## SUPPLIED INFORMATION

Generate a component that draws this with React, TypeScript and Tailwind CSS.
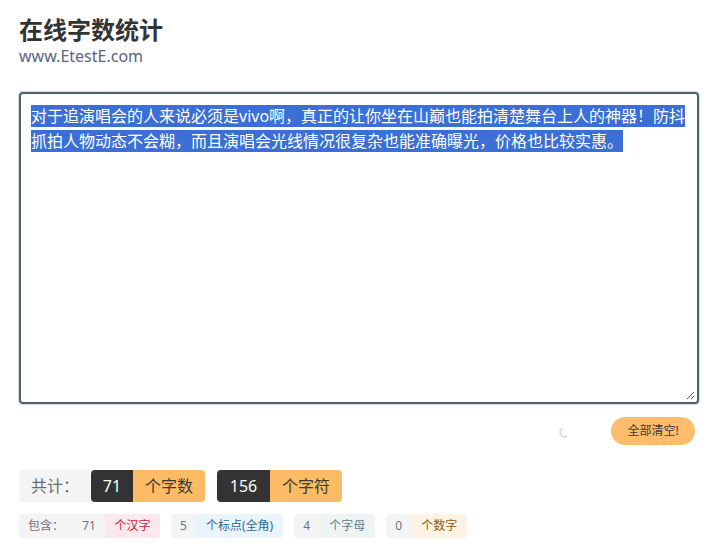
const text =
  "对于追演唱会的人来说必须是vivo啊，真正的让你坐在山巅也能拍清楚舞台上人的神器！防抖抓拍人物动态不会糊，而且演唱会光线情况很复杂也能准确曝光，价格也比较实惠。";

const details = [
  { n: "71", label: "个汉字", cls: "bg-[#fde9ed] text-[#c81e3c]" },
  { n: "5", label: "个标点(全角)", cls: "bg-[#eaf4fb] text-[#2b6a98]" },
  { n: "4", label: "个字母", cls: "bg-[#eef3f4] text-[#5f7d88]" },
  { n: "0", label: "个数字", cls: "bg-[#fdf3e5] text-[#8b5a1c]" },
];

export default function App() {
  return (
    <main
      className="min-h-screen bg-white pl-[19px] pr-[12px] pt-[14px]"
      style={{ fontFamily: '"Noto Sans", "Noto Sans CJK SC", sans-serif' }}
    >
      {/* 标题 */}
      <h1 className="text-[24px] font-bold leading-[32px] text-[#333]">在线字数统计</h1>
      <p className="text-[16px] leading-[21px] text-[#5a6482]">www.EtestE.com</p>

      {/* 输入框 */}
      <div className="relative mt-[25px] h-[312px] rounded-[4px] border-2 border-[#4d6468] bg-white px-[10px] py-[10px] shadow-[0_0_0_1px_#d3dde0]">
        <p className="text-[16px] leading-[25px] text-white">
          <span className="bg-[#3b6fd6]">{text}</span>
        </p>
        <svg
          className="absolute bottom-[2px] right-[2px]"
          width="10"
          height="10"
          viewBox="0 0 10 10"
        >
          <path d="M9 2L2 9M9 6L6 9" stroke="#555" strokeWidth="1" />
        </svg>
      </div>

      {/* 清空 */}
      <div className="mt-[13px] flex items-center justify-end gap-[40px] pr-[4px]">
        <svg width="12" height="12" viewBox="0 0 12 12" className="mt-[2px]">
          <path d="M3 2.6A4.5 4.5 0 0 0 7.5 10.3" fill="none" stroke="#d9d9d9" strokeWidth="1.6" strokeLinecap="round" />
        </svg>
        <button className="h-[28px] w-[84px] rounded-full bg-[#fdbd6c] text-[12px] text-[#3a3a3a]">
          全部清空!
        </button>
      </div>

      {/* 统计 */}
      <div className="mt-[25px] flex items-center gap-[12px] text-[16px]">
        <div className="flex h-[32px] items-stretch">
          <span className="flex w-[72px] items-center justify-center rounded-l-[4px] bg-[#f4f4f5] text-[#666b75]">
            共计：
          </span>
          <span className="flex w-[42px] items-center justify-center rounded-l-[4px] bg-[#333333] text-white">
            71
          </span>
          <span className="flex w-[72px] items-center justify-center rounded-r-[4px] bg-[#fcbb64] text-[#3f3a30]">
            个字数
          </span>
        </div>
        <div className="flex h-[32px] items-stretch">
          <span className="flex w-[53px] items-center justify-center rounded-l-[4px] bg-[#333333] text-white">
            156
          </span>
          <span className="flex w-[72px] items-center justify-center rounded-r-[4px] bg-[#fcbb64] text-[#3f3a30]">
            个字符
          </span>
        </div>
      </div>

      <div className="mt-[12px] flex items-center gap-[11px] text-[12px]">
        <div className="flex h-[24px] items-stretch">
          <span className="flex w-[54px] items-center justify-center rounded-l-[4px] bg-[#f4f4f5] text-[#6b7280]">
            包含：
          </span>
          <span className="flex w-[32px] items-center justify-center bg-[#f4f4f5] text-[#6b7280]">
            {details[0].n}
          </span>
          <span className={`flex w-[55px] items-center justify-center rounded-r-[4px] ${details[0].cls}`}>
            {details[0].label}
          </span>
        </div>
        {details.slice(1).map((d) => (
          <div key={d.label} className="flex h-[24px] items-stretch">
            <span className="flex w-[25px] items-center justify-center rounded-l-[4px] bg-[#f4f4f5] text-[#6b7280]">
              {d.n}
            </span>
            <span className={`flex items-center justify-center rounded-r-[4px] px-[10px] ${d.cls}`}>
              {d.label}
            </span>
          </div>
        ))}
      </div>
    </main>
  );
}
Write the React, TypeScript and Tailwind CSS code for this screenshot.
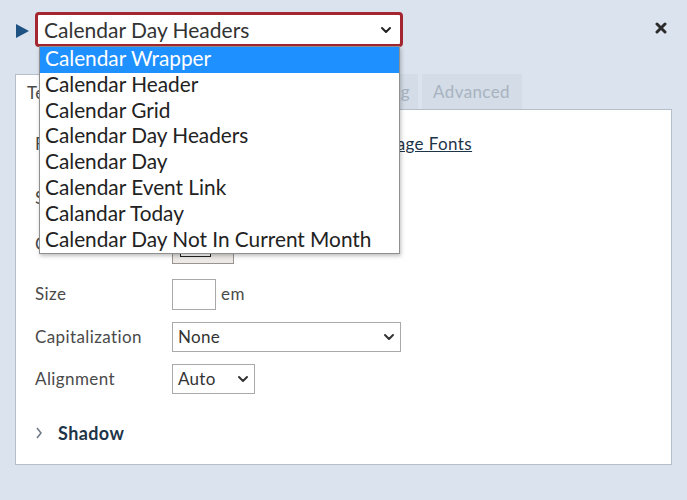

## REQUIREMENTS
Print out the whole of the material word for word, without pictures.

## RESULT OF THIS EXERCISE
Generate a component that draws this with React, TypeScript and Tailwind CSS.
const text =
  "对于追演唱会的人来说必须是vivo啊，真正的让你坐在山巅也能拍清楚舞台上人的神器！防抖抓拍人物动态不会糊，而且演唱会光线情况很复杂也能准确曝光，价格也比较实惠。";

const details = [
  { n: "71", label: "个汉字", cls: "bg-[#fde9ed] text-[#c81e3c]" },
  { n: "5", label: "个标点(全角)", cls: "bg-[#eaf4fb] text-[#2b6a98]" },
  { n: "4", label: "个字母", cls: "bg-[#eef3f4] text-[#5f7d88]" },
  { n: "0", label: "个数字", cls: "bg-[#fdf3e5] text-[#8b5a1c]" },
];

export default function App() {
  return (
    <main
      className="min-h-screen bg-white pl-[19px] pr-[12px] pt-[14px]"
      style={{ fontFamily: '"Noto Sans", "Noto Sans CJK SC", sans-serif' }}
    >
      {/* 标题 */}
      <h1 className="text-[24px] font-bold leading-[32px] text-[#333]">在线字数统计</h1>
      <p className="text-[16px] leading-[21px] text-[#5a6482]">www.EtestE.com</p>

      {/* 输入框 */}
      <div className="relative mt-[25px] h-[312px] rounded-[4px] border-2 border-[#4d6468] bg-white px-[10px] py-[10px] shadow-[0_0_0_1px_#d3dde0]">
        <p className="text-[16px] leading-[25px] text-white">
          <span className="bg-[#3b6fd6]">{text}</span>
        </p>
        <svg
          className="absolute bottom-[2px] right-[2px]"
          width="10"
          height="10"
          viewBox="0 0 10 10"
        >
          <path d="M9 2L2 9M9 6L6 9" stroke="#555" strokeWidth="1" />
        </svg>
      </div>

      {/* 清空 */}
      <div className="mt-[13px] flex items-center justify-end gap-[40px] pr-[4px]">
        <svg width="12" height="12" viewBox="0 0 12 12" className="mt-[2px]">
          <path d="M3 2.6A4.5 4.5 0 0 0 7.5 10.3" fill="none" stroke="#d9d9d9" strokeWidth="1.6" strokeLinecap="round" />
        </svg>
        <button className="h-[28px] w-[84px] rounded-full bg-[#fdbd6c] text-[12px] text-[#3a3a3a]">
          全部清空!
        </button>
      </div>

      {/* 统计 */}
      <div className="mt-[25px] flex items-center gap-[12px] text-[16px]">
        <div className="flex h-[32px] items-stretch">
          <span className="flex w-[72px] items-center justify-center rounded-l-[4px] bg-[#f4f4f5] text-[#666b75]">
            共计：
          </span>
          <span className="flex w-[42px] items-center justify-center rounded-l-[4px] bg-[#333333] text-white">
            71
          </span>
          <span className="flex w-[72px] items-center justify-center rounded-r-[4px] bg-[#fcbb64] text-[#3f3a30]">
            个字数
          </span>
        </div>
        <div className="flex h-[32px] items-stretch">
          <span className="flex w-[53px] items-center justify-center rounded-l-[4px] bg-[#333333] text-white">
            156
          </span>
          <span className="flex w-[72px] items-center justify-center rounded-r-[4px] bg-[#fcbb64] text-[#3f3a30]">
            个字符
          </span>
        </div>
      </div>

      <div className="mt-[12px] flex items-center gap-[11px] text-[12px]">
        <div className="flex h-[24px] items-stretch">
          <span className="flex w-[54px] items-center justify-center rounded-l-[4px] bg-[#f4f4f5] text-[#6b7280]">
            包含：
          </span>
          <span className="flex w-[32px] items-center justify-center bg-[#f4f4f5] text-[#6b7280]">
            {details[0].n}
          </span>
          <span className={`flex w-[55px] items-center justify-center rounded-r-[4px] ${details[0].cls}`}>
            {details[0].label}
          </span>
        </div>
        {details.slice(1).map((d) => (
          <div key={d.label} className="flex h-[24px] items-stretch">
            <span className="flex w-[25px] items-center justify-center rounded-l-[4px] bg-[#f4f4f5] text-[#6b7280]">
              {d.n}
            </span>
            <span className={`flex items-center justify-center rounded-r-[4px] px-[10px] ${d.cls}`}>
              {d.label}
            </span>
          </div>
        ))}
      </div>
    </main>
  );
}
Write the React, TypeScript and Tailwind CSS code for this screenshot.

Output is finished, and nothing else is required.